For years, using powerful GPUs for tasks like AI model training inside Kubernetes clusters required complex, custom integrations. Each hardware vendor often had its own method, creating a fragmented and difficult-to-manage environment. The DRA driver donation is a decisive step toward fixing this fragmentation. It provides a standardized, upstream way for Kubernetes to understand and allocate GPU resources dynamically. This means developers and operators can treat GPUs more like they treat CPUs or memory—as flexible, schedulable resources—without needing proprietary plugins for each GPU brand.

This matters immensely for the future of AI infrastructure. As AI workloads grow in size and complexity, the need to efficiently share and scale GPU resources across large clusters becomes critical. By contributing this driver to the CNCF, NVIDIA ensures its advanced GPU scheduling capabilities will evolve openly, in collaboration with the global Kubernetes community. This promotes interoperability and prevents lock-in to a single vendor’s ecosystem. The donation is a strong vote of confidence in the CNCF’s governance model for building foundational cloud-native software.

So, why is this particularly relevant for Ubuntu users and Canonical’s ecosystem? Ubuntu is the world’s most popular operating system for Kubernetes and cloud-native deployments. Many enterprises and AI researchers run their Kubernetes clusters—often managed with tools like Canonical’s Charmed Kubernetes—on Ubuntu. A standardized, community-supported GPU driver within Kubernetes simplifies the entire stack for these users. It reduces integration headaches, improves security by using code reviewed by the community, and ensures compatibility as both Kubernetes and GPU hardware evolve.
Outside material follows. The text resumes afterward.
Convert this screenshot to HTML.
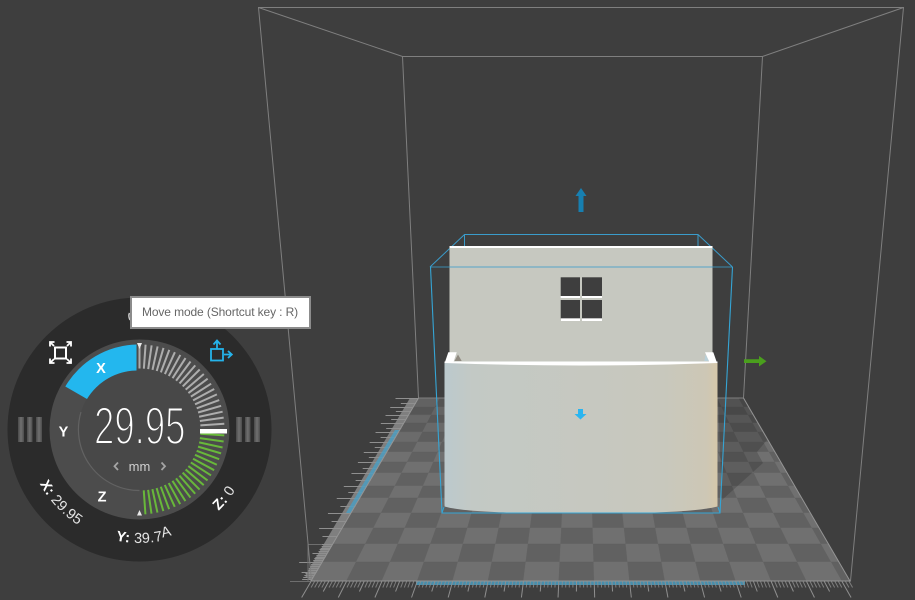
<!DOCTYPE html>
<html><head><meta charset="utf-8"><style>
html,body{margin:0;padding:0;background:#3e3e3e;width:915px;height:600px;overflow:hidden}
svg{position:absolute;left:0;top:0}
#tip{position:absolute;left:130px;top:296px;width:177px;height:29px;border:2px solid #8c8c8c;background:#fff;color:#666;font:12px/29px "Liberation Sans",sans-serif;text-indent:10px;white-space:nowrap;letter-spacing:-.12px}
</style></head><body>
<svg width="915" height="600" viewBox="0 0 915 600" font-family="Liberation Sans, sans-serif">
<defs>
<linearGradient id="front" x1="0" x2="1" y1="0" y2="0">
<stop offset="0" stop-color="#bbc9cd"/><stop offset=".1" stop-color="#c3c9c5"/><stop offset=".8" stop-color="#c8c8bd"/><stop offset=".96" stop-color="#cdc7b5"/><stop offset="1" stop-color="#d6c8aa"/></linearGradient>
<linearGradient id="bar" x1="0" x2="1" y1="0" y2="0">
<stop offset="0" stop-color="#4a4a4a"/><stop offset=".5" stop-color="#707070"/><stop offset="1" stop-color="#4c4c4c"/></linearGradient>
<path id="arc" d="M26 429.5A113.5 113.5 0 0 0 253 429.5"/>
</defs>
<g id="floor"></g>
<polygon points="718,398 743,398 767,440 757,452 763,463 722,500" fill="#000" opacity=".16"/>
<polygon points="418.5,398 410,398 305,576 311,581" fill="#7f7f7f"/>
<rect x="416" y="581" width="329" height="4" fill="#4aa2c8" opacity=".8"/>
<g id="ticks" stroke="#8f8f8f" stroke-width="1" fill="none"></g>
<polygon points="395,430 400,430 351,513 346,513" fill="#4a9fc4" opacity=".8"/>
<g fill="none" stroke="#7f7f7f" stroke-width="1">
<path d="M258.5 7.5H903.5L850.5 581H311.5ZM258.5 7.5L402.5 56.5H762.5L903.5 7.5M402.5 56.5L418.5 398M762.5 56.5L743.5 398M418.5 398H743.5"/>
</g>
<path d="M418.5 398L311 581H850L743.5 398" fill="none" stroke="#949494"/>
<path d="M464.5 234.5V248M698 234.5V248M430 267L464.5 234.5H698L732.5 267" fill="none" stroke="#3a9ccb" stroke-width="1"/>
<rect x="449.5" y="247" width="263" height="118" fill="#c6c8c0"/>
<rect x="449.5" y="246" width="263" height="2" fill="#fff"/>
<rect x="560.7" y="277.3" width="19.3" height="18.7" fill="#3e3e3e"/><rect x="582" y="277.3" width="20" height="18.7" fill="#3e3e3e"/>
<rect x="560.7" y="300" width="19.3" height="18.4" fill="#3e3e3e"/><rect x="582" y="300" width="20" height="18.4" fill="#3e3e3e"/>
<path d="M560.7 296H580V298H560.7ZM582 296H602V298H582ZM561 318.4H580V321H561ZM582 318.4H602V321H582Z" fill="#fff"/>
<path d="M444.5 361.5H717.5V506.500C700 511 660 513.500 580.500 513.500C500 513.500 460 511 444.500 506.500Z" fill="url(#front)"/>
<path d="M444.500 361.500H717.500V363Q580 368 444.500 363Z" fill="#fff"/>
<polygon points="445,362 448.300,352.300 456.700,352.300 453.500,362" fill="#fff"/>
<polygon points="705,352.300 713.300,352.300 716.700,362 709.300,362" fill="#fff"/>
<polygon points="454.500,361 458,354.500 461.700,361" fill="#8f8a80"/>
<polygon points="704.300,361 705.500,354.500 709,361" fill="#b9d0d8"/>
<path d="M430.5 267H732.5" stroke="#3a9ccb" stroke-opacity=".8" fill="none"/>
<path d="M430.5 267L442 513H720L732.5 267" stroke="#35a5d5" stroke-width="1.1" fill="none"/>
<path d="M442 513L444 507M720 513L718 507" stroke="#35a5d5" fill="none"/>
<path d="M578.5 212V196H575.5L581 188L586.500 196H583.500V212Z" fill="#177fb0"/>
<path d="M744 359.300H759V356L766.500 361.200L759 366.500V363H744Z" fill="#4a9f1d"/>
<path d="M578 409H583V414H586.500L580.500 419.500L574.500 414H578Z" fill="#2ab5f0"/>

<circle cx="139.5" cy="429.5" r="132" fill="#2b2b2b"/>
<circle cx="139.5" cy="429.5" r="90" fill="#4c4c4c"/>
<circle cx="139.5" cy="429.5" r="61" fill="#484848"/>
<path d="M139.500 490.500A61 61 0 0 1 81 412" fill="none" stroke="#626262" stroke-width="1.200"/>
<path d="M136.5 344.5V370.5A59 59 0 0 0 87 399L65.3 386.5A85 85 0 0 1 136.5 344.5Z" fill="#23b7ee"/>
<g id="wt"></g>
<rect x="200" y="429" width="27" height="4.5" fill="#fff"/>
<path d="M137 343H142L139.5 349ZM137 515.5H142L139.5 510Z" fill="#e8e8e8"/>
<g fill="url(#bar)"><rect x="18" y="417" width="6" height="25"/><rect x="27" y="417" width="5.500" height="25"/><rect x="36" y="417" width="6" height="25"/><rect x="236" y="417" width="6" height="25"/><rect x="245" y="417" width="5.500" height="25"/><rect x="254" y="417" width="6" height="25"/></g>
<g fill="#fff" font-weight="bold" font-size="14.5" text-anchor="middle"><text x="101" y="373">X</text><text x="63.500" y="436.500">Y</text><text x="102" y="501.500">Z</text></g>
<text transform="translate(94,444) scale(.69,1)" font-size="53" fill="#fff" stroke="#484848" stroke-width="2" style="paint-order:fill stroke">29.95</text>
<text x="139.500" y="471" font-size="13" fill="#cfcfcf" text-anchor="middle">mm</text>
<path d="M118 462.500L114.500 466.300L118 470M161.500 462.500L165 466.300L161.500 470" fill="none" stroke="#a4a4a4" stroke-width="1.800"/>
<g font-size="14.500" fill="#e4e4e4" text-anchor="middle" letter-spacing=".3">
<text><textPath href="#arc" startOffset="85"><tspan font-weight="bold" fill="#fff">X:</tspan> 29.95</textPath></text>
<text><textPath href="#arc" startOffset="183"><tspan font-weight="bold" fill="#fff">Y:</tspan> 39.7<tspan dy="-3">A</tspan></textPath></text>
<text><textPath href="#arc" startOffset="279"><tspan font-weight="bold" fill="#fff">Z:</tspan> 0</textPath></text>
</g>
<rect x="55" y="347.500" width="11" height="11" fill="none" stroke="#fff" stroke-width="2"/>
<path d="M50 342L54 346M50 346.500V342H54.500M71 342L67 346M71 346.500V342H66.500M50 363L54 359M50 358.500V363H54.500M71 363L67 359M71 358.500V363H66.500" fill="none" stroke="#fff" stroke-width="1.800"/>
<rect x="211" y="349" width="12" height="11.500" fill="none" stroke="#25b3ea" stroke-width="1.800"/>
<path d="M217 349V342M213.500 344.500L217 340.500L220.500 344.500M224 354.500H231M228 351L231.800 354.500L228 358" fill="none" stroke="#25b3ea" stroke-width="1.800"/>
<path d="M129.500 313Q128 316 130 320" fill="none" stroke="#ccc" stroke-width="1.500"/>
</svg>
<div id="tip">Move mode (Shortcut key : R)</div>
<script>
var ys=[398,407,415,423,432,442,452,462,473,486,498,513,528,544,562,581];
function L(y){return 418.5-(y-398)*107.5/183}
function R(y){return 743.5+(y-398)*106.5/183}
var f=document.getElementById("floor"),s="";
s+='<polygon points="418.5,398 743.5,398 850,581 311,581" fill="#6b6b6b"/>';
var c=35.4/539;
function X(y,k){return L(y)+(R(y)-L(y))*Math.min(1,k*c)}
function g(a,b,t){var v=Math.round(a+(b-a)*t);return "rgb("+v+","+v+","+v+")"}
for(var i=0;i<15;i++){for(var j=0;j<16;j++){
if(j*c>=1)continue;
var y0=ys[i],y1=ys[i+1],t0=Math.min(1,i/6);
var col=((i+j)%2==0)?g(98,112,t0):g(84,97,t0);
s+='<polygon points="'+X(y0,j)+','+y0+' '+X(y0,j+1)+','+y0+' '+X(y1,j+1)+','+y1+' '+X(y1,j)+','+y1+'" fill="'+col+'" stroke="'+col+'" stroke-width=".4"/>';
}}
f.innerHTML=s;
var t="";
for(var m=0;m<=152;m++){
var x=311+m*3.54,h=m%10==0?16:(m%5==0?10:6);
var dx=(x-580.5)/461;
t+='<path d="M'+x+' 581.5L'+(x+dx*h)+' '+(581.5+h)+'" stroke-opacity="'+(h==6?.8:1)+'"/>';
}
for(var i=0;i<15;i++){for(var q=0;q<10;q++){
var y=ys[i]+(ys[i+1]-ys[i])*q/10;
var len=q==0?23:(q==5?15:10);
if(i<13&&q%5!=0)continue;
t+='<path d="M'+L(y)+' '+(Math.round(y)+.5)+'H'+(L(y)-len)+'"/>';
}}
t+='<path d="M290 581.5H311M308 544.5H322M308 544.500V581" stroke="#6e6e6e"/>';
document.getElementById("ticks").innerHTML=t;
var w="";
function tick(a,r0,r1,c,sw){var r=a*Math.PI/180,S=Math.sin(r),C=Math.cos(r);
return '<line x1="'+(139.5+S*r0)+'" y1="'+(429.5-C*r0)+'" x2="'+(139.5+S*r1)+'" y2="'+(429.5-C*r1)+'" stroke="'+c+'" stroke-width="'+sw+'"/>';}
for(var a=0;a<88;a+=4.1){w+=tick(a,61,85,"#adadad",2)}
for(var a=94;a<=180;a+=4.1){w+=tick(a,61,85,"#68b83a",2)}
document.getElementById("wt").innerHTML=w;
</script>
</body></html>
This move aligns perfectly with Canonical’s push to provide a complete, open-source foundation for AI/ML from the data center to the edge. A robust, standardized method for GPU orchestration in Kubernetes makes the Ubuntu + Kubernetes combination an even more compelling and reliable platform for deploying large-scale AI services. It means the software layer for AI infrastructure becomes more predictable and less dependent on niche, vendor-specific solutions.
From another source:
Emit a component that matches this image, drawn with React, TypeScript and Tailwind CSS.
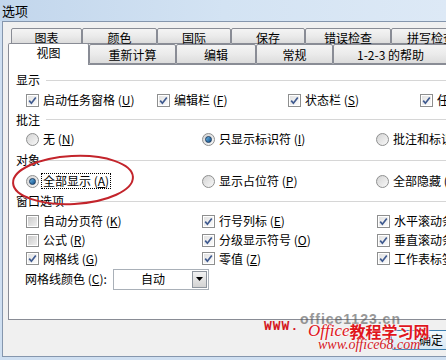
import React from 'react';

const font = "font-['Noto_Sans_CJK_SC',sans-serif]";

const Check = ({ checked }: { checked: boolean }) => (
  <span className="w-[13px] h-[13px] border border-[#8e8f8f] bg-white flex items-center justify-center shrink-0">
    <span
      className={
        checked
          ? 'w-[9px] h-[9px] bg-gradient-to-br from-[#e2e2e2] to-[#fbfbfb] flex items-center justify-center'
          : 'w-[9px] h-[9px] bg-gradient-to-br from-[#cbcbcb] to-[#efefef]'
      }
    >
      {checked && (
        <svg width="9" height="9" viewBox="0 0 9 9">
          <path d="M1.2 4.6 L3.4 7.2 L7.8 1.4" stroke="#3f5a8f" strokeWidth="1.7" fill="none" />
        </svg>
      )}
    </span>
  </span>
);

const Radio = ({ checked }: { checked: boolean }) => (
  <span className="w-[13px] h-[13px] rounded-full border border-[#8e8f8f] bg-gradient-to-br from-[#d4d4d4] to-[#f8f8f8] flex items-center justify-center shrink-0">
    {checked && (
      <span className="w-[7px] h-[7px] rounded-full border border-[#1c3a5e] bg-gradient-to-br from-[#6fb8e6] to-[#0c4f8a]" />
    )}
  </span>
);

const Label = ({ text, k }: { text: string; k: string }) => (
  <span className="whitespace-nowrap">
    {text} (<span className="underline">{k}</span>)
  </span>
);

const Section = ({ title }: { title: string }) => (
  <div className="h-[20px] flex items-center pl-[7px]">
    <span className="text-black">{title}</span>
    <span className="flex-1 h-px bg-[#d6d6d6] ml-[6px]" />
  </div>
);

const Tab = ({ label, w, top }: { label: string; w: string; top?: boolean }) => (
  <div
    className={`${w} h-full shrink-0 border border-[#898c95] rounded-t-[2px] bg-gradient-to-b from-[#f4f4f4] via-[#ebebeb] to-[#dcdcdc] flex items-center justify-center text-black whitespace-nowrap ${top ? 'pt-[3px]' : 'pt-[1px]'}`}
  >
    {label}
  </div>
);

const Cell = ({ w, children }: { w?: string; children: React.ReactNode }) => (
  <div className={`${w ?? ''} shrink-0 flex items-center gap-[4px]`}>{children}</div>
);

export default function App() {
  return (
    <div className={`relative w-[446px] h-[360px] overflow-hidden bg-[#cfdff1] text-[12px] leading-none ${font}`}>
      <div className="h-[21px] flex items-center pl-[2px] text-[13px] text-black bg-gradient-to-r from-[#c2d6ec] via-[#d3e3f3] to-[#dde9f6]">
        选项
      </div>

      <div className="ml-[2px] h-[336px] border-l border-t border-b border-[#8596ad] bg-[#f0f0f0] flex flex-col">
        <div className="pt-[6px] flex flex-col">
          <div className="flex h-[16px] ml-[8px]">
            <Tab top label="图表" w="w-[71px]" />
            <Tab top label="颜色" w="w-[75px]" />
            <Tab top label="国际" w="w-[74px]" />
            <Tab top label="保存" w="w-[74px]" />
            <Tab top label="错误检查" w="w-[86px]" />
            <Tab top label="拼写检查" w="w-[80px]" />
          </div>
          <div className="flex h-[20px] ml-[5px]">
            <div className="relative z-10 w-[81px] h-[22px] -mt-[1px] shrink-0 border-x border-t border-[#898c95] rounded-t-[2px] bg-white flex items-center justify-center pb-[3px] text-black">
              视图
            </div>
            <Tab label="重新计算" w="w-[87px]" />
            <Tab label="编辑" w="w-[80px]" />
            <Tab label="常规" w="w-[77px]" />
            <Tab label="1-2-3 的帮助" w="w-[115px]" />
          </div>
        </div>

        <div className="ml-[5px] w-[460px] h-[256px] border border-[#898c95] bg-white pt-[5px] flex flex-col text-black">
          <Section title="显示" />
          <div className="h-[20px] flex items-center pl-[17px]">
            <Cell w="w-[131px]"><Check checked /><Label text="启动任务窗格" k="U" /></Cell>
            <Cell w="w-[131px]"><Check checked /><Label text="编辑栏" k="F" /></Cell>
            <Cell w="w-[132px]"><Check checked /><Label text="状态栏" k="S" /></Cell>
            <Cell><Check checked /><Label text="任务栏中的窗口" k="W" /></Cell>
          </div>
          <div className="h-[19px] flex flex-col justify-center"><Section title="批注" /></div>
          <div className="h-[20px] flex items-center pl-[17px]">
            <Cell w="w-[176px]"><Radio checked={false} /><Label text="无" k="N" /></Cell>
            <Cell w="w-[174px]"><Radio checked /><Label text="只显示标识符" k="I" /></Cell>
            <Cell><Radio checked={false} /><Label text="批注和标识符" k="M" /></Cell>
          </div>
          <div className="h-[22px] flex flex-col justify-center"><Section title="对象" /></div>
          <div className="h-[20px] flex items-center pl-[17px]">
            <div className="w-[176px] shrink-0 flex items-center gap-[3px]">
              <Radio checked />
              <span className="outline-1 outline-dotted outline-black px-[1px] py-[1px]"><Label text="全部显示" k="A" /></span>
            </div>
            <Cell w="w-[174px]"><Radio checked={false} /><Label text="显示占位符" k="P" /></Cell>
            <Cell><Radio checked={false} /><Label text="全部隐藏" k="D" /></Cell>
          </div>
          <Section title="窗口选项" />
          <div className="h-[20px] flex items-center pl-[17px]">
            <Cell w="w-[176px]"><Check checked={false} /><Label text="自动分页符" k="K" /></Cell>
            <Cell w="w-[175px]"><Check checked /><Label text="行号列标" k="E" /></Cell>
            <Cell><Check checked /><Label text="水平滚动条" k="T" /></Cell>
          </div>
          <div className="h-[18px] flex items-center pl-[17px]">
            <Cell w="w-[176px]"><Check checked={false} /><Label text="公式" k="R" /></Cell>
            <Cell w="w-[175px]"><Check checked /><Label text="分级显示符号" k="O" /></Cell>
            <Cell><Check checked /><Label text="垂直滚动条" k="V" /></Cell>
          </div>
          <div className="h-[19px] flex items-center pl-[17px]">
            <Cell w="w-[176px]"><Check checked /><Label text="网格线" k="G" /></Cell>
            <Cell w="w-[175px]"><Check checked /><Label text="零值" k="Z" /></Cell>
            <Cell><Check checked /><Label text="工作表标签" k="B" /></Cell>
          </div>
          <div className="h-[22px] flex items-center pl-[16px]">
            <span className="w-[88px] shrink-0 whitespace-nowrap">网格线颜色 (<span className="underline">C</span>):</span>
            <div className="w-[96px] h-[21px] shrink-0 border border-[#a9b0b8] bg-white flex items-center">
              <span className="flex-1 text-center">自动</span>
              <span className="w-[15px] h-[17px] mr-[1px] border border-[#8e959e] bg-gradient-to-b from-[#f2f2f2] to-[#d3d3d3] flex items-center justify-center">
                <svg width="7" height="4" viewBox="0 0 7 4"><path d="M0 0 H7 L3.5 4 Z" fill="#000" /></svg>
              </span>
            </div>
          </div>
        </div>

        <div className="pt-[10px] pl-[388px]">
          <div className="w-[78px] h-[20px] border border-[#3c7fb1] rounded-[3px] bg-gradient-to-b from-[#f2f8fc] to-[#d8e8f4] flex items-center justify-center pl-[2px] text-black">
            确定
          </div>
        </div>
      </div>

      <svg className="absolute left-0 top-0 pointer-events-none" width="446" height="360">
        <ellipse cx="73" cy="180" rx="60" ry="24" transform="rotate(-3 73 180)" stroke="#c3242b" strokeWidth="2" fill="none" />
      </svg>

      <div className="absolute left-[300px] top-[312px] whitespace-nowrap text-[14px] font-bold text-[#555] font-['Liberation_Sans',sans-serif] tracking-[1px] opacity-60">
        office1123.cn
      </div>
      <div className="absolute left-[264px] top-[320px] whitespace-nowrap text-[13px] font-bold text-[#d4161d] font-['Liberation_Mono',monospace] tracking-[1px]">
        WWW.
      </div>
      <div className="absolute left-[308px] top-[322px] whitespace-nowrap flex items-end text-[#e0161d] [text-shadow:0_0_2px_#fff,0_0_2px_#fff]">
        <span className="italic font-['Liberation_Serif',serif] text-[17px] leading-none">Office</span>
        <span className="font-bold text-[16px] leading-none">教程学习网</span>
      </div>
      <div className="absolute left-[318px] top-[338px] whitespace-nowrap italic text-[14px] text-[#d4161d] font-['Liberation_Serif',serif] [text-shadow:0_0_2px_#fff]">
        www.office68.com
      </div>
    </div>
  );
}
Furthermore, this donation strengthens the entire open-source cloud-native ecosystem. It demonstrates that even dominant hardware players see value in contributing core technology to neutral foundations like the CNCF. This collaborative model is what allows projects like Kubernetes to thrive and become industry standards. For developers, it means building portable AI applications that can run on any certified Kubernetes distribution, including those based on Ubuntu, becomes significantly easier.

The practical takeaway for engineers and architects is clear. If you are planning or running AI workloads on Kubernetes, especially on an Ubuntu-based stack, you should closely follow the progress of the DRA driver within the CNCF. Its journey from a donation to an integrated, stable part of the Kubernetes codebase will define the next generation of GPU resource management. This isn’t just about one company’s hardware; it’s about building a common, open foundation that will allow the entire industry to scale AI more efficiently and collaboratively. The future of cloud-native AI is becoming more open, and Ubuntu is poised to be a key part of it.